Goal: Copy the lines below as they are; omit the images they contain.

--- START ---

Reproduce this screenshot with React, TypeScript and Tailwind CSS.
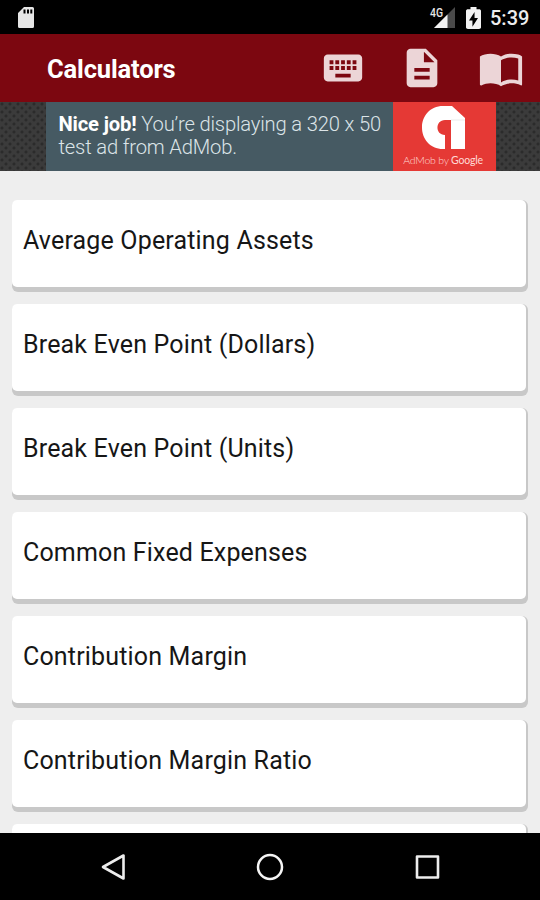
const calculators = [
    "Average Operating Assets",
    "Break Even Point (Dollars)",
    "Break Even Point (Units)",
    "Common Fixed Expenses",
    "Contribution Margin",
    "Contribution Margin Ratio",
    "",
]

const StatusBar = () => {
    return (
        <div className="flex h-[34px] shrink-0 items-center bg-black pl-[18px] pr-[11px]">
            <svg viewBox="0 0 16 21" className="mt-[1px] h-[21px] w-4" fill="#e6e6e6">
                <path fillRule="evenodd" d="M6 0h8.500q1.500 0 1.500 1.500v18q0 1.500-1.500 1.500h-13Q0 21 0 19.500V6zM5.500 2.500v4h2v-4zM9 2.500v4h2v-4zM12.300 2.500v4h2v-4z" />
            </svg>
            <svg viewBox="0 0 27 21" className="ml-auto mt-[1px] h-[21px] w-[27px]">
                <path d="M26 0v21H5z" fill="#4a4a4a" />
                <path d="M18.500 7.500V21H5z" fill="#f2f2f2" />
                <path d="M0 0h15v10.500H0z" fill="#000" />
                <text x="1" y="9.500" fontSize="12" fontWeight="500" fill="#e6e6e6" fontFamily="Roboto, sans-serif" textLength="13" lengthAdjust="spacingAndGlyphs">4G</text>
            </svg>
            <svg viewBox="7 2 10 20" preserveAspectRatio="none" className="ml-[10px] mt-[1px] h-[22px] w-[15px]" fill="#f2f2f2">
                <path d="M15.670 4H14V2h-4v2H8.330C7.600 4 7 4.600 7 5.330v15.330C7 21.400 7.600 22 8.330 22h7.330c.740 0 1.340-.600 1.340-1.330V5.330C17 4.600 16.400 4 15.670 4z" />
                <path d="M11.300 20v-5.800H9L12.700 6.500v5.500H15z" fill="#000" />
            </svg>
            <span className="ml-[9px] mt-[2px] w-[39px] text-[20px] leading-none font-medium text-[#ededed]">5:39</span>
        </div>
    )
}

const Header = () => {
    return (
        <header className="flex h-[68px] shrink-0 items-center bg-[#7c0710] pl-[47px] pr-4 text-[#ecd5d7]">
            <h1 className="mt-[3px] text-[25.500px] leading-none font-bold tracking-[-0.150px] text-white">Calculators</h1>
            <svg viewBox="0 0 24 24" className="ml-auto size-[46px]" fill="currentColor">
                <path d="M20 5H4c-1.100 0-1.990.900-1.990 2L2 17c0 1.100.900 2 2 2h16c1.100 0 2-.900 2-2V7c0-1.100-.900-2-2-2zm-9 3h2v2h-2V8zm0 3h2v2h-2v-2zM8 8h2v2H8V8zm0 3h2v2H8v-2zm-1 2H5v-2h2v2zm0-3H5V8h2v2zm9 7H8v-2h8v2zm0-4h-2v-2h2v2zm0-3h-2V8h2v2zm3 3h-2v-2h2v2zm0-3h-2V8h2v2z" />
            </svg>
            <svg viewBox="0 0 24 24" className="ml-[33px] size-[46px]" fill="currentColor">
                <path d="M14 2H6c-1.100 0-1.990.900-1.990 2L4 20c0 1.100.890 2 1.990 2H18c1.100 0 2-.900 2-2V8l-6-6zm2 16H8v-2h8v2zm0-4H8v-2h8v2zm-3-5V3.500L18.500 9H13z" />
            </svg>
            <svg viewBox="0 0 24 24" className="ml-[33px] size-[46px]" fill="currentColor">
                <path d="M21 5c-1.110-.350-2.330-.500-3.500-.500-1.950 0-4.050.400-5.500 1.500-1.450-1.100-3.550-1.500-5.500-1.500S2.450 4.900 1 6v14.650c0 .250.250.500.500.500.100 0 .150-.050.250-.050C3.100 20.450 5.050 20 6.500 20c1.950 0 4.050.400 5.500 1.500 1.350-.850 3.800-1.500 5.500-1.500 1.650 0 3.350.300 4.750 1.050.100.050.150.050.250.050.250 0 .500-.250.500-.500V6c-.600-.450-1.250-.750-2-1zm0 13.500c-1.100-.350-2.300-.500-3.500-.500-1.700 0-4.150.650-5.500 1.500V8c1.350-.850 3.800-1.500 5.500-1.500 1.200 0 2.400.150 3.500.500v11.500z" />
            </svg>
        </header>
    )
}

const AdBanner = () => {
    return (
        <div className="flex h-[69px] shrink-0 justify-center bg-[#3b3b3b] bg-[radial-gradient(circle_at_25%_25%,#2b2b2b_1.200px,transparent_1.800px),radial-gradient(circle_at_75%_75%,#2b2b2b_1.200px,transparent_1.800px)] bg-size-[8px_8px] pr-px pl-[2px]">
            <div className="w-[347px] bg-[#465a63] pt-[11px] pl-[13px] text-[20.200px] leading-[23px] font-light tracking-[-0.170px] whitespace-nowrap text-[#dce4e8]">
                <p><b className="font-bold text-white">Nice job!</b> You’re displaying a 320 x 50</p>
                <p>test ad from AdMob.</p>
            </div>
            <div className="flex w-[103px] flex-col items-center bg-[#e53935] pr-[2px]">
                <svg viewBox="0 0 43 43" className="mt-[4px] h-[43px] w-[43px]">
                    <path d="M21 0h9l13 12v31H29V14h-6c-10 0-10 15 0 15v14h-2C8 43 0 33 0 21.500S8 0 21 0z" fill="#fff" />
                    <path d="M29 14h14" stroke="#ddd" strokeWidth=".6" />
                </svg>
                <span className="mt-[6px] text-[10.500px] leading-none font-light tracking-[-0.220px] whitespace-nowrap text-[#ffd9d7] font-[Lato,sans-serif]">AdMob by <span className="font-normal">Google</span></span>
            </div>
        </div>
    )
}

interface ICalculatorCard {
    name: string
}

const CalculatorCard = ({ name }: ICalculatorCard) => {
    return (
        <li className="h-[92px] shrink-0 rounded-[6px] bg-[#c8c8c8] pr-[2px] pb-[5px]">
            <div className="flex h-full items-center rounded-[5px] bg-white pl-[11px] text-[25px] tracking-[0.170px] whitespace-nowrap text-[#161616]">
                <span className="-mt-[6px]">{name}</span>
            </div>
        </li>
    )
}

const NavBar = () => {
    return (
        <nav className="flex h-[67px] shrink-0 items-center justify-between bg-black px-[98px]">
            <svg viewBox="0 0 30 30" className="size-[30px]" fill="none" stroke="#ededed" strokeWidth="2.6" strokeLinejoin="round">
                <path d="M25.500 3.500v23L5 15z" />
            </svg>
            <svg viewBox="0 0 30 30" className="size-[30px]" fill="none" stroke="#f5f5f5" strokeWidth="2.500">
                <circle cx="15" cy="15" r="12" />
            </svg>
            <svg viewBox="0 0 30 30" className="size-[30px]" fill="none" stroke="#ededed" strokeWidth="2.600" strokeLinejoin="round">
                <path d="M5 4.500h21v21H5z" />
            </svg>
        </nav>
    )
}

const App = () => {
    return (
        <div className="flex h-[900px] w-[540px] flex-col overflow-hidden bg-[#eeeeee] font-[Roboto,sans-serif]">
            <StatusBar />
            <Header />
            <AdBanner />
            <ul className="flex min-h-0 flex-1 flex-col gap-3 overflow-hidden pt-[29px] pr-3 pl-3">
                {calculators.map((name, index) => (
                    <CalculatorCard key={index} name={name} />
                ))}
            </ul>
            <NavBar />
        </div>
    )
}

export default App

--- END ---

Finished exercise:
Reproduce this screenshot with React, TypeScript and Tailwind CSS.
const calculators = [
    "Average Operating Assets",
    "Break Even Point (Dollars)",
    "Break Even Point (Units)",
    "Common Fixed Expenses",
    "Contribution Margin",
    "Contribution Margin Ratio",
    "",
]

const StatusBar = () => {
    return (
        <div className="flex h-[34px] shrink-0 items-center bg-black pl-[18px] pr-[11px]">
            <svg viewBox="0 0 16 21" className="mt-[1px] h-[21px] w-4" fill="#e6e6e6">
                <path fillRule="evenodd" d="M6 0h8.500q1.500 0 1.500 1.500v18q0 1.500-1.500 1.500h-13Q0 21 0 19.500V6zM5.500 2.500v4h2v-4zM9 2.500v4h2v-4zM12.300 2.500v4h2v-4z" />
            </svg>
            <svg viewBox="0 0 27 21" className="ml-auto mt-[1px] h-[21px] w-[27px]">
                <path d="M26 0v21H5z" fill="#4a4a4a" />
                <path d="M18.500 7.500V21H5z" fill="#f2f2f2" />
                <path d="M0 0h15v10.500H0z" fill="#000" />
                <text x="1" y="9.500" fontSize="12" fontWeight="500" fill="#e6e6e6" fontFamily="Roboto, sans-serif" textLength="13" lengthAdjust="spacingAndGlyphs">4G</text>
            </svg>
            <svg viewBox="7 2 10 20" preserveAspectRatio="none" className="ml-[10px] mt-[1px] h-[22px] w-[15px]" fill="#f2f2f2">
                <path d="M15.670 4H14V2h-4v2H8.330C7.600 4 7 4.600 7 5.330v15.330C7 21.400 7.600 22 8.330 22h7.330c.740 0 1.340-.600 1.340-1.330V5.330C17 4.600 16.400 4 15.670 4z" />
                <path d="M11.300 20v-5.800H9L12.700 6.500v5.500H15z" fill="#000" />
            </svg>
            <span className="ml-[9px] mt-[2px] w-[39px] text-[20px] leading-none font-medium text-[#ededed]">5:39</span>
        </div>
    )
}

const Header = () => {
    return (
        <header className="flex h-[68px] shrink-0 items-center bg-[#7c0710] pl-[47px] pr-4 text-[#ecd5d7]">
            <h1 className="mt-[3px] text-[25.500px] leading-none font-bold tracking-[-0.150px] text-white">Calculators</h1>
            <svg viewBox="0 0 24 24" className="ml-auto size-[46px]" fill="currentColor">
                <path d="M20 5H4c-1.100 0-1.990.900-1.990 2L2 17c0 1.100.900 2 2 2h16c1.100 0 2-.900 2-2V7c0-1.100-.900-2-2-2zm-9 3h2v2h-2V8zm0 3h2v2h-2v-2zM8 8h2v2H8V8zm0 3h2v2H8v-2zm-1 2H5v-2h2v2zm0-3H5V8h2v2zm9 7H8v-2h8v2zm0-4h-2v-2h2v2zm0-3h-2V8h2v2zm3 3h-2v-2h2v2zm0-3h-2V8h2v2z" />
            </svg>
            <svg viewBox="0 0 24 24" className="ml-[33px] size-[46px]" fill="currentColor">
                <path d="M14 2H6c-1.100 0-1.990.900-1.990 2L4 20c0 1.100.890 2 1.990 2H18c1.100 0 2-.900 2-2V8l-6-6zm2 16H8v-2h8v2zm0-4H8v-2h8v2zm-3-5V3.500L18.500 9H13z" />
            </svg>
            <svg viewBox="0 0 24 24" className="ml-[33px] size-[46px]" fill="currentColor">
                <path d="M21 5c-1.110-.350-2.330-.500-3.500-.500-1.950 0-4.050.400-5.500 1.500-1.450-1.100-3.550-1.500-5.500-1.500S2.450 4.900 1 6v14.650c0 .250.250.500.500.500.100 0 .150-.050.250-.050C3.100 20.450 5.050 20 6.500 20c1.950 0 4.050.400 5.500 1.500 1.350-.850 3.800-1.500 5.500-1.500 1.650 0 3.350.300 4.750 1.050.100.050.150.050.250.050.250 0 .500-.250.500-.500V6c-.600-.450-1.250-.750-2-1zm0 13.500c-1.100-.350-2.300-.500-3.500-.500-1.700 0-4.150.650-5.500 1.500V8c1.350-.850 3.800-1.500 5.500-1.500 1.200 0 2.400.150 3.500.500v11.500z" />
            </svg>
        </header>
    )
}

const AdBanner = () => {
    return (
        <div className="flex h-[69px] shrink-0 justify-center bg-[#3b3b3b] bg-[radial-gradient(circle_at_25%_25%,#2b2b2b_1.200px,transparent_1.800px),radial-gradient(circle_at_75%_75%,#2b2b2b_1.200px,transparent_1.800px)] bg-size-[8px_8px] pr-px pl-[2px]">
            <div className="w-[347px] bg-[#465a63] pt-[11px] pl-[13px] text-[20.200px] leading-[23px] font-light tracking-[-0.170px] whitespace-nowrap text-[#dce4e8]">
                <p><b className="font-bold text-white">Nice job!</b> You’re displaying a 320 x 50</p>
                <p>test ad from AdMob.</p>
            </div>
            <div className="flex w-[103px] flex-col items-center bg-[#e53935] pr-[2px]">
                <svg viewBox="0 0 43 43" className="mt-[4px] h-[43px] w-[43px]">
                    <path d="M21 0h9l13 12v31H29V14h-6c-10 0-10 15 0 15v14h-2C8 43 0 33 0 21.500S8 0 21 0z" fill="#fff" />
                    <path d="M29 14h14" stroke="#ddd" strokeWidth=".6" />
                </svg>
                <span className="mt-[6px] text-[10.500px] leading-none font-light tracking-[-0.220px] whitespace-nowrap text-[#ffd9d7] font-[Lato,sans-serif]">AdMob by <span className="font-normal">Google</span></span>
            </div>
        </div>
    )
}

interface ICalculatorCard {
    name: string
}

const CalculatorCard = ({ name }: ICalculatorCard) => {
    return (
        <li className="h-[92px] shrink-0 rounded-[6px] bg-[#c8c8c8] pr-[2px] pb-[5px]">
            <div className="flex h-full items-center rounded-[5px] bg-white pl-[11px] text-[25px] tracking-[0.170px] whitespace-nowrap text-[#161616]">
                <span className="-mt-[6px]">{name}</span>
            </div>
        </li>
    )
}

const NavBar = () => {
    return (
        <nav className="flex h-[67px] shrink-0 items-center justify-between bg-black px-[98px]">
            <svg viewBox="0 0 30 30" className="size-[30px]" fill="none" stroke="#ededed" strokeWidth="2.6" strokeLinejoin="round">
                <path d="M25.500 3.500v23L5 15z" />
            </svg>
            <svg viewBox="0 0 30 30" className="size-[30px]" fill="none" stroke="#f5f5f5" strokeWidth="2.500">
                <circle cx="15" cy="15" r="12" />
            </svg>
            <svg viewBox="0 0 30 30" className="size-[30px]" fill="none" stroke="#ededed" strokeWidth="2.600" strokeLinejoin="round">
                <path d="M5 4.500h21v21H5z" />
            </svg>
        </nav>
    )
}

const App = () => {
    return (
        <div className="flex h-[900px] w-[540px] flex-col overflow-hidden bg-[#eeeeee] font-[Roboto,sans-serif]">
            <StatusBar />
            <Header />
            <AdBanner />
            <ul className="flex min-h-0 flex-1 flex-col gap-3 overflow-hidden pt-[29px] pr-3 pl-3">
                {calculators.map((name, index) => (
                    <CalculatorCard key={index} name={name} />
                ))}
            </ul>
            <NavBar />
        </div>
    )
}

export default App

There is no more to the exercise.